I have been with the same woman for 4 years now. We have had our ups and downs as all couples do.We are supposed to get married in about a year now. I have cheated on her once about 2 1/2 years ago. I have openly talked with her about it and I do truly feel bad about it. I learned who I love and who I want to spend the rest of my life with. That person is my fiance. There is nothing anyone could ever do to make me cheat again as I am thankful for what I have and want to keep it forever. Every since I did cheat she has changed. She no longer shows the emotion she showed prior to that and now treats me like a 2nd class citizen some times. At least once a week she throws my past in my face. I know I have done wrong. I will never do it again. I do not even have the desire to do any such thing again. I told her 2 1/2 years ago that what I did was wrong and she should leave me. She fought to keep me with her. I try every day to let her know how much I love her, how lucky I am to have her and how much it would hurt to ever lose her. I have a couple of questions. 1... Should I put off the wedding until She can learn to forgive the past, If she ever can? 2... How long should I live in the shadow of a mistake I made years ago. I do know she loves me. I love her too. What else can I do to help show her how sorry I am and help to let the past go? I know the past is there and I do not expect her to forget it but I would like her to forgive if there is a way. I want back what we had with the one woman I want to spend the rest of my life with. Is this able to happen and if so could someone give me some advice. I am 35 years old and never agreed or wanted to marry anyone. This one has me but I need to find a way to get us over this hump. Brutal replies are ok as long as they are honest. I know she should have left me then so that is not the help I need. I am looking for advice on what to do from where I am now. Thanks in advance.


----------



## YinPrincess (Jul 31, 2011)

As a woman, I can say it's hard to forgive a 'mistake' like that. It's not like tripping and falling on your face, it was a decision you made and fully aware of possible consequences.

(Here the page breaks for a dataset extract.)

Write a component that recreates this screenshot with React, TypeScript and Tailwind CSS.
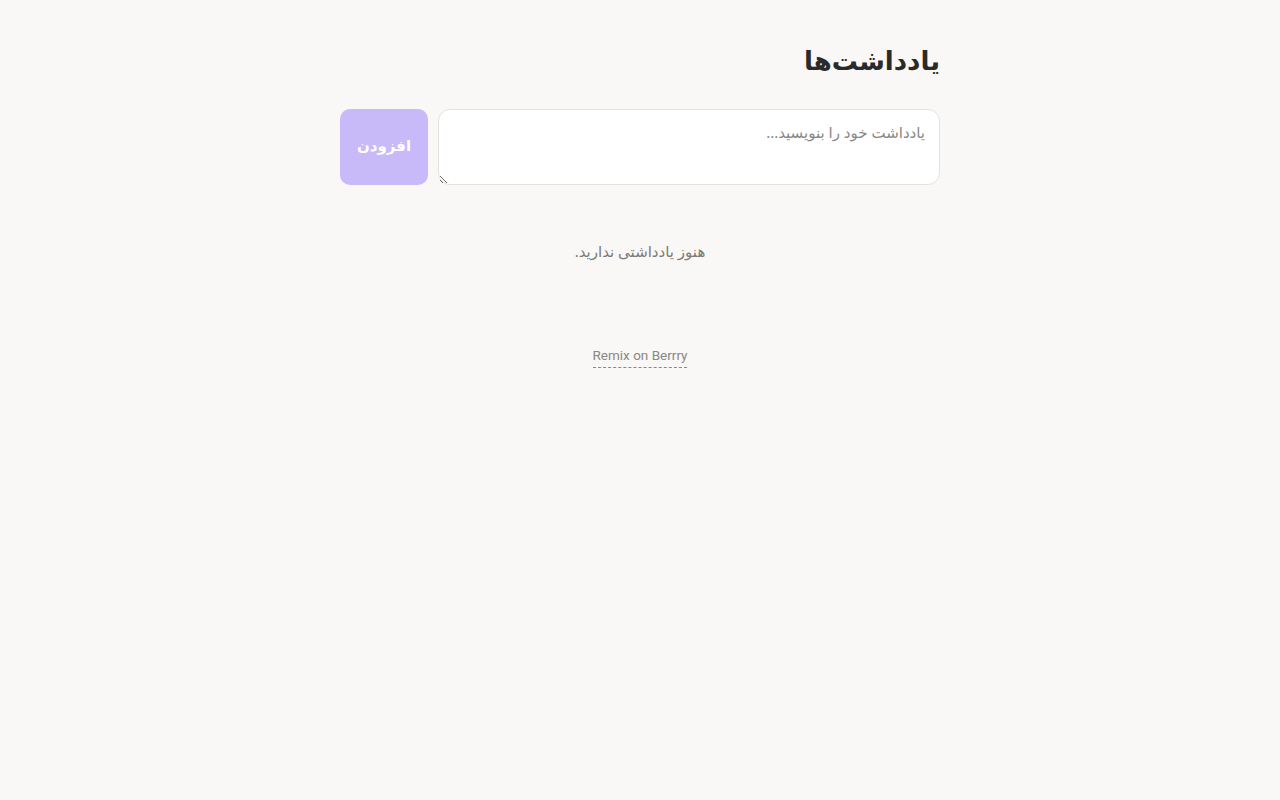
import { useState } from 'react';

const App = () => {
  const [text, setText] = useState('');

  return (
    <div
      dir="rtl"
      className="min-h-screen bg-[#f9f8f6] text-[#222]"
      style={{ fontFamily: '"Noto Sans", "DejaVu Sans", sans-serif' }}
    >
      <div className="mx-auto w-[600px] pt-10">
        {/* Header */}
        <h1 className="mb-[29px] text-[26px] font-bold leading-10 text-[#2a2a2a]">یادداشت‌ها</h1>

        {/* Composer */}
        <div className="flex gap-[10px]">
          <textarea
            value={text}
            onChange={(e) => setText(e.target.value)}
            placeholder="یادداشت خود را بنویسید..."
            className="h-[76px] flex-1 rounded-xl border border-[#e4e2df] bg-white px-[14px] pt-[10px] pb-[11px] text-[15px] leading-6 outline-none placeholder:text-[#8a8784]"
          />
          <button
            disabled={!text.trim()}
            className="w-[88px] rounded-[10px] bg-[#c8b9f9] pb-[4px] text-[15px] font-bold text-white"
          >
            افزودن
          </button>
        </div>

        {/* Empty state */}
        <p className="mt-[54px] text-center text-[15px] leading-6 text-[#7d7a77]">هنوز یادداشتی ندارید.</p>

        {/* Footer */}
        <div className="mt-[79px] text-center" dir="ltr">
          <a
            href="#"
            className="border-b border-dashed border-[#8a8784] pb-[4px] text-[13.5px] leading-5 text-[#8a8784]"
            style={{ fontFamily: 'Roboto, sans-serif' }}
          >
            Remix on Berrry
          </a>
        </div>
      </div>
    </div>
  );
};

export default App;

She and you need to enter into pre-marital counseling/therapy. It's best to get this resolved before you get married. It may get worse over time if you don't.

Expecting her to be the same person she was, when she trusted you, and before you betrayed her, might not ever happen.


----------



## that_girl (Jul 6, 2011)

Yea, I'd never forget. She's "poisoned" now. She won't admit it, but she's suspicious of everything you say too.


----------